→ Dataset extract
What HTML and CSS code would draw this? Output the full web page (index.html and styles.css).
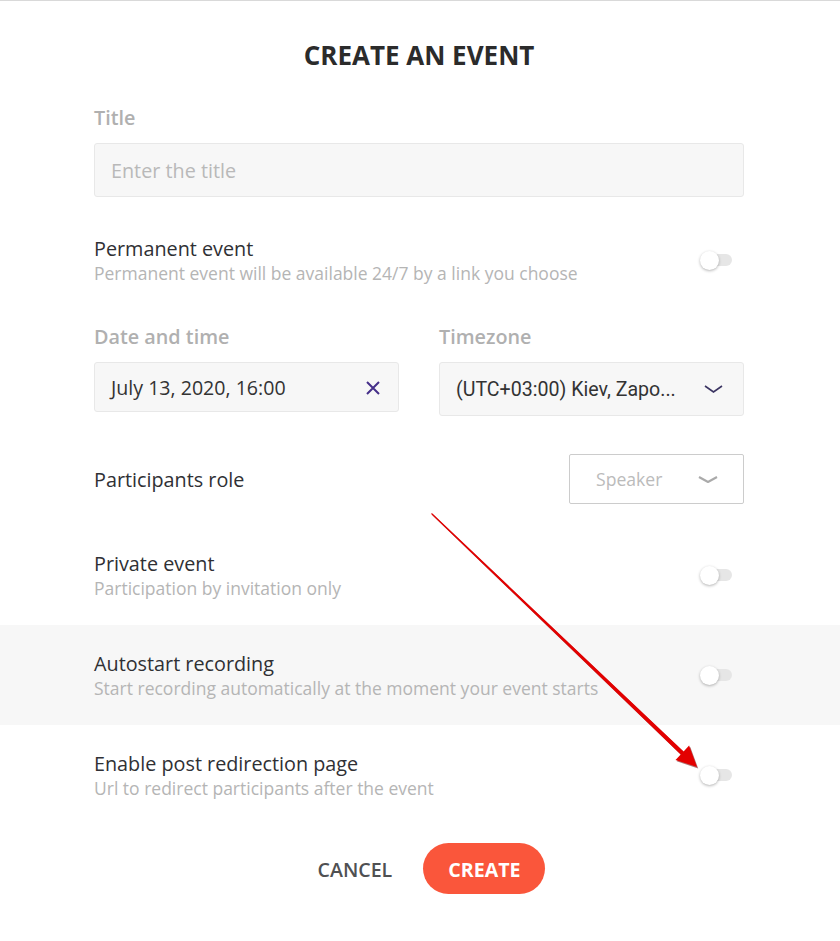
FILE: index.html
```html
<!DOCTYPE html>
<html lang="en">
<head>
  <meta charset="UTF-8">
  <meta name="viewport" content="width=device-width, initial-scale=1.0">
  <title>Create an event</title>
  <link rel="stylesheet" href="styles.css">
</head>
<body>
  <main class="form">
    <h1 class="wrap form-title">CREATE AN EVENT</h1>

    <div class="wrap field field-title">
      <label class="field-label" for="title">Title</label>
      <input class="text-input" id="title" type="text" placeholder="Enter the title">
    </div>

    <div class="switch-row row-permanent">
      <div class="wrap switch-inner">
        <div class="switch-text">
          <div class="switch-name">Permanent event</div>
          <div class="switch-hint">Permanent event will be available 24/7 by a link you choose</div>
        </div>
        <span class="switch"></span>
      </div>
    </div>

    <div class="wrap two-cols">
      <div class="field">
        <div class="field-label">Date and time</div>
        <div class="box box-date">
          <span>July 13, 2020, 16:00</span>
          <svg class="icon-clear" width="14" height="14" viewBox="0 0 14 14">
            <path d="M1 1 L13 13 M13 1 L1 13" stroke="#46308a" stroke-width="2" fill="none"/>
          </svg>
        </div>
      </div>
      <div class="field">
        <div class="field-label">Timezone</div>
        <div class="box box-zone">
          <span>(UTC+03:00) Kiev, Zapo...</span>
          <svg class="icon-chevron" width="19" height="8" viewBox="0 0 19 8">
            <path d="M1 1 L9.5 7 L18 1" stroke="#3b3462" stroke-width="1.6" fill="none"/>
          </svg>
        </div>
      </div>
    </div>

    <div class="wrap role-row">
      <div class="switch-name role-name">Participants role</div>
      <div class="role-select">
        <span>Speaker</span>
        <svg width="20" height="7" viewBox="0 0 20 7">
          <path d="M1 1 L10 6 L19 1" stroke="#aaaaaa" stroke-width="2.2" fill="none"/>
        </svg>
      </div>
    </div>

    <div class="switch-row row-private">
      <div class="wrap switch-inner">
        <div class="switch-text">
          <div class="switch-name">Private event</div>
          <div class="switch-hint">Participation by invitation only</div>
        </div>
        <span class="switch"></span>
      </div>
    </div>

    <div class="switch-row row-shaded">
      <div class="wrap switch-inner">
        <div class="switch-text">
          <div class="switch-name">Autostart recording</div>
          <div class="switch-hint">Start recording automatically at the moment your event starts</div>
        </div>
        <span class="switch"></span>
      </div>
    </div>

    <div class="switch-row">
      <div class="wrap switch-inner">
        <div class="switch-text">
          <div class="switch-name">Enable post redirection page</div>
          <div class="switch-hint">Url to redirect participants after the event</div>
        </div>
        <span class="switch"></span>
      </div>
    </div>

    <div class="wrap actions">
      <button class="btn btn-cancel">CANCEL</button>
      <button class="btn btn-create">CREATE</button>
    </div>
  </main>

  <!-- annotation arrow drawn over the form -->
  <svg class="annotation" width="840" height="941" viewBox="0 0 840 941">
    <polygon transform="translate(1.2 1.4)" fill="#6d0000" opacity="0.55"
      points="431.9,513.1 683.6,751.4 689.1,745.6 697,767 675.5,759.9 680.7,754.4 431.1,513.9"/>
    <polygon fill="#e30000"
      points="431.9,513.1 683.6,751.4 689.1,745.6 697,767 675.5,759.9 680.7,754.4 431.1,513.9"/>
  </svg>
</body>
</html>
```

FILE: styles.css
```css
body {
  margin: 0;
  border-top: 1px solid #d9d9d9;
  background-color: #fff;
  font-family: 'Open Sans', 'Noto Sans', sans-serif;
  color: #303030;
  position: relative;
}

.wrap {
  width: 650px;
  margin-left: 94px;
  margin-right: 96px;
}

.form-title {
  margin-top: 36px;
  margin-bottom: 0;
  font-size: 26px;
  line-height: 36px;
  font-weight: 700;
  text-align: center;
  color: #2b2b2b;
}

.field-title {
  margin-top: 33px;
}

.field {
  display: flex;
  flex-direction: column;
}

.field-label {
  display: block;
  margin-bottom: 13px;
  font-size: 19.8px;
  line-height: 24px;
  font-weight: 600;
  color: #b0b0b0;
}

.text-input {
  box-sizing: border-box;
  height: 54px;
  width: 100%;
  padding: 1px 16px 0;
  border: 1px solid #e8e8e8;
  border-radius: 3px;
  background-color: #f7f7f7;
  font-family: 'Open Sans', sans-serif;
  font-size: 19.8px;
  color: #333;
  outline: none;
}

.text-input::placeholder {
  color: #b9b9b9;
}

/* rows with a switch on the right */
.switch-row {
  height: 100px;
}

.row-permanent {
  margin-top: 13px;
}

.row-private {
  margin-top: 21px;
}

.row-shaded {
  background-color: #f7f7f7;
}

.switch-inner {
  height: 100%;
  display: flex;
  align-items: center;
  justify-content: space-between;
}

.switch-text {
  padding-top: 2px;
}

.switch-name {
  font-size: 19.8px;
  line-height: 24px;
  color: #2f3034;
}

.role-name {
  padding-top: 2px;
}

.switch-hint {
  font-size: 17.5px;
  line-height: 24px;
  color: #b5b5b5;
}

.switch {
  position: relative;
  width: 32px;
  height: 19px;
  margin-right: 12px;
}

.switch::before {
  content: "";
  position: absolute;
  left: 4px;
  top: 3px;
  width: 28px;
  height: 12px;
  border-radius: 6px;
  background-color: #e6e6e6;
}

.switch::after {
  content: "";
  position: absolute;
  left: 0;
  top: 0;
  width: 19px;
  height: 19px;
  border-radius: 50%;
  background-color: #fff;
  box-shadow: 0 1px 3px rgba(0, 0, 0, 0.3);
}

/* date + timezone */
.two-cols {
  margin-top: 15px;
  display: grid;
  grid-template-columns: 305px 305px;
  column-gap: 40px;
  align-items: start;
}

.box {
  box-sizing: border-box;
  display: flex;
  align-items: center;
  justify-content: space-between;
  border: 1px solid #e8e8e8;
  border-radius: 3px;
  background-color: #f7f7f7;
  font-size: 19.6px;
  color: #333;
}

.box-date {
  height: 50px;
  padding: 0 18px 0 16px;
}

.box-zone {
  height: 54px;
  padding: 0 20px 0 16px;
  font-family: Roboto, 'Liberation Sans', sans-serif;
}

.icon-clear {
  margin-top: 2px;
}

/* participants role */
.role-row {
  margin-top: 38px;
  display: flex;
  align-items: center;
  justify-content: space-between;
}

.role-select {
  box-sizing: border-box;
  width: 175px;
  height: 50px;
  display: flex;
  align-items: center;
  justify-content: space-between;
  padding: 0 25px 0 26px;
  border: 1px solid #cccccc;
  border-radius: 2px;
  font-size: 17.6px;
  color: #bbbbbb;
}

/* buttons */
.actions {
  margin-top: 18px;
  display: flex;
  justify-content: center;
  gap: 6px;
}

.btn {
  height: 51px;
  padding: 2px 25px 0;
  border: none;
  border-radius: 26px;
  font-family: 'Open Sans', sans-serif;
  font-size: 19.6px;
  cursor: pointer;
}

.btn-cancel {
  background: none;
  color: #4f5052;
  font-weight: 600;
}

.btn-create {
  background-color: #fa563b;
  color: #fff;
  font-weight: 700;
}

.annotation {
  position: absolute;
  left: 0;
  top: -1px;
  pointer-events: none;
}
```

→ Given problem
Reproduce the listing above exactly, excluding all pictures.

→ Complete output
What HTML and CSS code would draw this? Output the full web page (index.html and styles.css).
FILE: index.html
```html
<!DOCTYPE html>
<html lang="en">
<head>
  <meta charset="UTF-8">
  <meta name="viewport" content="width=device-width, initial-scale=1.0">
  <title>Create an event</title>
  <link rel="stylesheet" href="styles.css">
</head>
<body>
  <main class="form">
    <h1 class="wrap form-title">CREATE AN EVENT</h1>

    <div class="wrap field field-title">
      <label class="field-label" for="title">Title</label>
      <input class="text-input" id="title" type="text" placeholder="Enter the title">
    </div>

    <div class="switch-row row-permanent">
      <div class="wrap switch-inner">
        <div class="switch-text">
          <div class="switch-name">Permanent event</div>
          <div class="switch-hint">Permanent event will be available 24/7 by a link you choose</div>
        </div>
        <span class="switch"></span>
      </div>
    </div>

    <div class="wrap two-cols">
      <div class="field">
        <div class="field-label">Date and time</div>
        <div class="box box-date">
          <span>July 13, 2020, 16:00</span>
          <svg class="icon-clear" width="14" height="14" viewBox="0 0 14 14">
            <path d="M1 1 L13 13 M13 1 L1 13" stroke="#46308a" stroke-width="2" fill="none"/>
          </svg>
        </div>
      </div>
      <div class="field">
        <div class="field-label">Timezone</div>
        <div class="box box-zone">
          <span>(UTC+03:00) Kiev, Zapo...</span>
          <svg class="icon-chevron" width="19" height="8" viewBox="0 0 19 8">
            <path d="M1 1 L9.5 7 L18 1" stroke="#3b3462" stroke-width="1.6" fill="none"/>
          </svg>
        </div>
      </div>
    </div>

    <div class="wrap role-row">
      <div class="switch-name role-name">Participants role</div>
      <div class="role-select">
        <span>Speaker</span>
        <svg width="20" height="7" viewBox="0 0 20 7">
          <path d="M1 1 L10 6 L19 1" stroke="#aaaaaa" stroke-width="2.2" fill="none"/>
        </svg>
      </div>
    </div>

    <div class="switch-row row-private">
      <div class="wrap switch-inner">
        <div class="switch-text">
          <div class="switch-name">Private event</div>
          <div class="switch-hint">Participation by invitation only</div>
        </div>
        <span class="switch"></span>
      </div>
    </div>

    <div class="switch-row row-shaded">
      <div class="wrap switch-inner">
        <div class="switch-text">
          <div class="switch-name">Autostart recording</div>
          <div class="switch-hint">Start recording automatically at the moment your event starts</div>
        </div>
        <span class="switch"></span>
      </div>
    </div>

    <div class="switch-row">
      <div class="wrap switch-inner">
        <div class="switch-text">
          <div class="switch-name">Enable post redirection page</div>
          <div class="switch-hint">Url to redirect participants after the event</div>
        </div>
        <span class="switch"></span>
      </div>
    </div>

    <div class="wrap actions">
      <button class="btn btn-cancel">CANCEL</button>
      <button class="btn btn-create">CREATE</button>
    </div>
  </main>

  <!-- annotation arrow drawn over the form -->
  <svg class="annotation" width="840" height="941" viewBox="0 0 840 941">
    <polygon transform="translate(1.2 1.4)" fill="#6d0000" opacity="0.55"
      points="431.9,513.1 683.6,751.4 689.1,745.6 697,767 675.5,759.9 680.7,754.4 431.1,513.9"/>
    <polygon fill="#e30000"
      points="431.9,513.1 683.6,751.4 689.1,745.6 697,767 675.5,759.9 680.7,754.4 431.1,513.9"/>
  </svg>
</body>
</html>
```

FILE: styles.css
```css
body {
  margin: 0;
  border-top: 1px solid #d9d9d9;
  background-color: #fff;
  font-family: 'Open Sans', 'Noto Sans', sans-serif;
  color: #303030;
  position: relative;
}

.wrap {
  width: 650px;
  margin-left: 94px;
  margin-right: 96px;
}

.form-title {
  margin-top: 36px;
  margin-bottom: 0;
  font-size: 26px;
  line-height: 36px;
  font-weight: 700;
  text-align: center;
  color: #2b2b2b;
}

.field-title {
  margin-top: 33px;
}

.field {
  display: flex;
  flex-direction: column;
}

.field-label {
  display: block;
  margin-bottom: 13px;
  font-size: 19.8px;
  line-height: 24px;
  font-weight: 600;
  color: #b0b0b0;
}

.text-input {
  box-sizing: border-box;
  height: 54px;
  width: 100%;
  padding: 1px 16px 0;
  border: 1px solid #e8e8e8;
  border-radius: 3px;
  background-color: #f7f7f7;
  font-family: 'Open Sans', sans-serif;
  font-size: 19.8px;
  color: #333;
  outline: none;
}

.text-input::placeholder {
  color: #b9b9b9;
}

/* rows with a switch on the right */
.switch-row {
  height: 100px;
}

.row-permanent {
  margin-top: 13px;
}

.row-private {
  margin-top: 21px;
}

.row-shaded {
  background-color: #f7f7f7;
}

.switch-inner {
  height: 100%;
  display: flex;
  align-items: center;
  justify-content: space-between;
}

.switch-text {
  padding-top: 2px;
}

.switch-name {
  font-size: 19.8px;
  line-height: 24px;
  color: #2f3034;
}

.role-name {
  padding-top: 2px;
}

.switch-hint {
  font-size: 17.5px;
  line-height: 24px;
  color: #b5b5b5;
}

.switch {
  position: relative;
  width: 32px;
  height: 19px;
  margin-right: 12px;
}

.switch::before {
  content: "";
  position: absolute;
  left: 4px;
  top: 3px;
  width: 28px;
  height: 12px;
  border-radius: 6px;
  background-color: #e6e6e6;
}

.switch::after {
  content: "";
  position: absolute;
  left: 0;
  top: 0;
  width: 19px;
  height: 19px;
  border-radius: 50%;
  background-color: #fff;
  box-shadow: 0 1px 3px rgba(0, 0, 0, 0.3);
}

/* date + timezone */
.two-cols {
  margin-top: 15px;
  display: grid;
  grid-template-columns: 305px 305px;
  column-gap: 40px;
  align-items: start;
}

.box {
  box-sizing: border-box;
  display: flex;
  align-items: center;
  justify-content: space-between;
  border: 1px solid #e8e8e8;
  border-radius: 3px;
  background-color: #f7f7f7;
  font-size: 19.6px;
  color: #333;
}

.box-date {
  height: 50px;
  padding: 0 18px 0 16px;
}

.box-zone {
  height: 54px;
  padding: 0 20px 0 16px;
  font-family: Roboto, 'Liberation Sans', sans-serif;
}

.icon-clear {
  margin-top: 2px;
}

/* participants role */
.role-row {
  margin-top: 38px;
  display: flex;
  align-items: center;
  justify-content: space-between;
}

.role-select {
  box-sizing: border-box;
  width: 175px;
  height: 50px;
  display: flex;
  align-items: center;
  justify-content: space-between;
  padding: 0 25px 0 26px;
  border: 1px solid #cccccc;
  border-radius: 2px;
  font-size: 17.6px;
  color: #bbbbbb;
}

/* buttons */
.actions {
  margin-top: 18px;
  display: flex;
  justify-content: center;
  gap: 6px;
}

.btn {
  height: 51px;
  padding: 2px 25px 0;
  border: none;
  border-radius: 26px;
  font-family: 'Open Sans', sans-serif;
  font-size: 19.6px;
  cursor: pointer;
}

.btn-cancel {
  background: none;
  color: #4f5052;
  font-weight: 600;
}

.btn-create {
  background-color: #fa563b;
  color: #fff;
  font-weight: 700;
}

.annotation {
  position: absolute;
  left: 0;
  top: -1px;
  pointer-events: none;
}
```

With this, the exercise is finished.